## start GIVEN INFORMATION

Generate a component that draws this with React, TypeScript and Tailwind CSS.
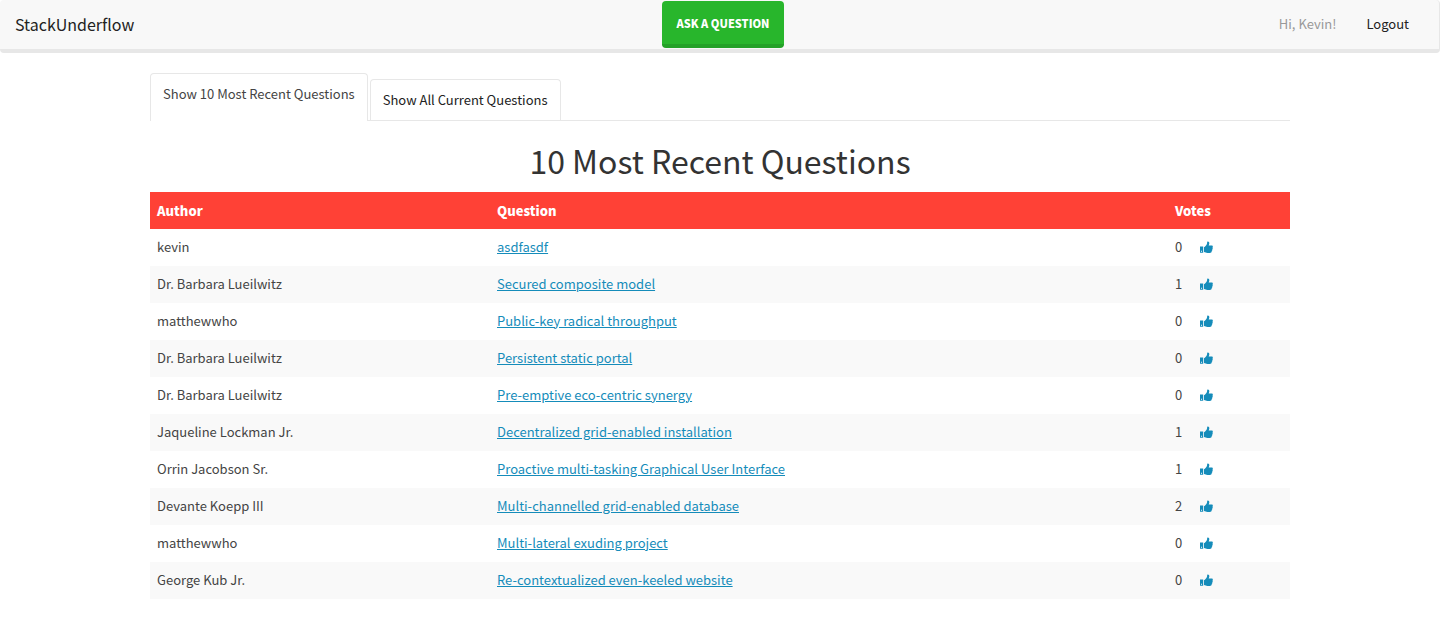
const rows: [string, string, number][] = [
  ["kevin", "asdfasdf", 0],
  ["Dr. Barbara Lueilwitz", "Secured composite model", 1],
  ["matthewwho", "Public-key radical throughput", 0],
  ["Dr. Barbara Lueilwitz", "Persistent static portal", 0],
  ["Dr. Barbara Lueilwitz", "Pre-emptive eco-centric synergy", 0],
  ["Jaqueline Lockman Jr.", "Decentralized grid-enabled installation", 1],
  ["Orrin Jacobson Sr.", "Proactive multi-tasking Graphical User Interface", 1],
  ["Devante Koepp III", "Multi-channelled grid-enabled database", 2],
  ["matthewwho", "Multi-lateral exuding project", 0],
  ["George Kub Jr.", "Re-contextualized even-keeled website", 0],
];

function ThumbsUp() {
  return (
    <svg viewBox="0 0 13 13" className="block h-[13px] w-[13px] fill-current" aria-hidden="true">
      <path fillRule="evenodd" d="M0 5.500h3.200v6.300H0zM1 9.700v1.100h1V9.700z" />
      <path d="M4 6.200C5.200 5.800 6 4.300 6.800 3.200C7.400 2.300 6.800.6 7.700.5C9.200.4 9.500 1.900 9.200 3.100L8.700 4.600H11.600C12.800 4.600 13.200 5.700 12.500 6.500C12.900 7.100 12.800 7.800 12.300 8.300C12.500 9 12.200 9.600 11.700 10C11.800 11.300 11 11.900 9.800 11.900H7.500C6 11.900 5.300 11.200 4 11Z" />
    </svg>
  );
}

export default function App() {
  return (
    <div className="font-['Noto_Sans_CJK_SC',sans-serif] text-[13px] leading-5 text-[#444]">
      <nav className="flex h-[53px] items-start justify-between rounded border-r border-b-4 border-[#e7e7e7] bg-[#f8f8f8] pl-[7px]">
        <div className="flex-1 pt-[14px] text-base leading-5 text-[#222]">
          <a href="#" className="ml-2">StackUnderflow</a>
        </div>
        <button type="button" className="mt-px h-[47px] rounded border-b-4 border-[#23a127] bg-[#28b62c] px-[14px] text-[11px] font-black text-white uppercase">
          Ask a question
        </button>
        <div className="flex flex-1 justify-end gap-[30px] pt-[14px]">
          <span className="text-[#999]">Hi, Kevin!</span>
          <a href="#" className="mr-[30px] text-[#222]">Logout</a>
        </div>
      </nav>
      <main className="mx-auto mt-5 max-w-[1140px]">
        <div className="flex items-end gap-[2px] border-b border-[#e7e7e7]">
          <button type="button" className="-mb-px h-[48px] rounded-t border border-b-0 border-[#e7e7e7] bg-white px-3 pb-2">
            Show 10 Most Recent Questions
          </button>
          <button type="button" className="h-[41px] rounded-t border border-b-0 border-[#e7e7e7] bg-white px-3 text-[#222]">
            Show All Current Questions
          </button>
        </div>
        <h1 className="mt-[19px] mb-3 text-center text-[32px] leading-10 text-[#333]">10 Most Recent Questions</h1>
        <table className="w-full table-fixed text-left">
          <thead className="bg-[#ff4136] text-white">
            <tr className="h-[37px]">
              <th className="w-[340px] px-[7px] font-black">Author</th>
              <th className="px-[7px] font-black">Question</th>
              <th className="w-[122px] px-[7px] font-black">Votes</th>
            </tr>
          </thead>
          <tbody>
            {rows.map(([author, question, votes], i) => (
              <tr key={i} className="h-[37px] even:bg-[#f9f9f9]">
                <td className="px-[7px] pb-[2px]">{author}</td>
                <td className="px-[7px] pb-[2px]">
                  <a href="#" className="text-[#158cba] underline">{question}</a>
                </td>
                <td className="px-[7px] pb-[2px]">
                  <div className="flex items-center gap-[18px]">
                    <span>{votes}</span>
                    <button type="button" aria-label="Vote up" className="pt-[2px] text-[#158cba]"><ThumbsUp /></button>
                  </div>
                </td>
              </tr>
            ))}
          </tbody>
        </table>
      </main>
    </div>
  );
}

## end GIVEN INFORMATION

[REQUIRED WORK] From the material above, reproduce everything verbatim except the pictures.

[COMPLETE ANSWER]
Generate a component that draws this with React, TypeScript and Tailwind CSS.
const rows: [string, string, number][] = [
  ["kevin", "asdfasdf", 0],
  ["Dr. Barbara Lueilwitz", "Secured composite model", 1],
  ["matthewwho", "Public-key radical throughput", 0],
  ["Dr. Barbara Lueilwitz", "Persistent static portal", 0],
  ["Dr. Barbara Lueilwitz", "Pre-emptive eco-centric synergy", 0],
  ["Jaqueline Lockman Jr.", "Decentralized grid-enabled installation", 1],
  ["Orrin Jacobson Sr.", "Proactive multi-tasking Graphical User Interface", 1],
  ["Devante Koepp III", "Multi-channelled grid-enabled database", 2],
  ["matthewwho", "Multi-lateral exuding project", 0],
  ["George Kub Jr.", "Re-contextualized even-keeled website", 0],
];

function ThumbsUp() {
  return (
    <svg viewBox="0 0 13 13" className="block h-[13px] w-[13px] fill-current" aria-hidden="true">
      <path fillRule="evenodd" d="M0 5.500h3.200v6.300H0zM1 9.700v1.100h1V9.700z" />
      <path d="M4 6.200C5.200 5.800 6 4.300 6.800 3.200C7.400 2.300 6.800.6 7.700.5C9.200.4 9.500 1.900 9.200 3.100L8.700 4.600H11.600C12.800 4.600 13.200 5.700 12.500 6.500C12.900 7.100 12.800 7.800 12.300 8.300C12.500 9 12.200 9.600 11.700 10C11.800 11.300 11 11.900 9.800 11.900H7.500C6 11.900 5.300 11.200 4 11Z" />
    </svg>
  );
}

export default function App() {
  return (
    <div className="font-['Noto_Sans_CJK_SC',sans-serif] text-[13px] leading-5 text-[#444]">
      <nav className="flex h-[53px] items-start justify-between rounded border-r border-b-4 border-[#e7e7e7] bg-[#f8f8f8] pl-[7px]">
        <div className="flex-1 pt-[14px] text-base leading-5 text-[#222]">
          <a href="#" className="ml-2">StackUnderflow</a>
        </div>
        <button type="button" className="mt-px h-[47px] rounded border-b-4 border-[#23a127] bg-[#28b62c] px-[14px] text-[11px] font-black text-white uppercase">
          Ask a question
        </button>
        <div className="flex flex-1 justify-end gap-[30px] pt-[14px]">
          <span className="text-[#999]">Hi, Kevin!</span>
          <a href="#" className="mr-[30px] text-[#222]">Logout</a>
        </div>
      </nav>
      <main className="mx-auto mt-5 max-w-[1140px]">
        <div className="flex items-end gap-[2px] border-b border-[#e7e7e7]">
          <button type="button" className="-mb-px h-[48px] rounded-t border border-b-0 border-[#e7e7e7] bg-white px-3 pb-2">
            Show 10 Most Recent Questions
          </button>
          <button type="button" className="h-[41px] rounded-t border border-b-0 border-[#e7e7e7] bg-white px-3 text-[#222]">
            Show All Current Questions
          </button>
        </div>
        <h1 className="mt-[19px] mb-3 text-center text-[32px] leading-10 text-[#333]">10 Most Recent Questions</h1>
        <table className="w-full table-fixed text-left">
          <thead className="bg-[#ff4136] text-white">
            <tr className="h-[37px]">
              <th className="w-[340px] px-[7px] font-black">Author</th>
              <th className="px-[7px] font-black">Question</th>
              <th className="w-[122px] px-[7px] font-black">Votes</th>
            </tr>
          </thead>
          <tbody>
            {rows.map(([author, question, votes], i) => (
              <tr key={i} className="h-[37px] even:bg-[#f9f9f9]">
                <td className="px-[7px] pb-[2px]">{author}</td>
                <td className="px-[7px] pb-[2px]">
                  <a href="#" className="text-[#158cba] underline">{question}</a>
                </td>
                <td className="px-[7px] pb-[2px]">
                  <div className="flex items-center gap-[18px]">
                    <span>{votes}</span>
                    <button type="button" aria-label="Vote up" className="pt-[2px] text-[#158cba]"><ThumbsUp /></button>
                  </div>
                </td>
              </tr>
            ))}
          </tbody>
        </table>
      </main>
    </div>
  );
}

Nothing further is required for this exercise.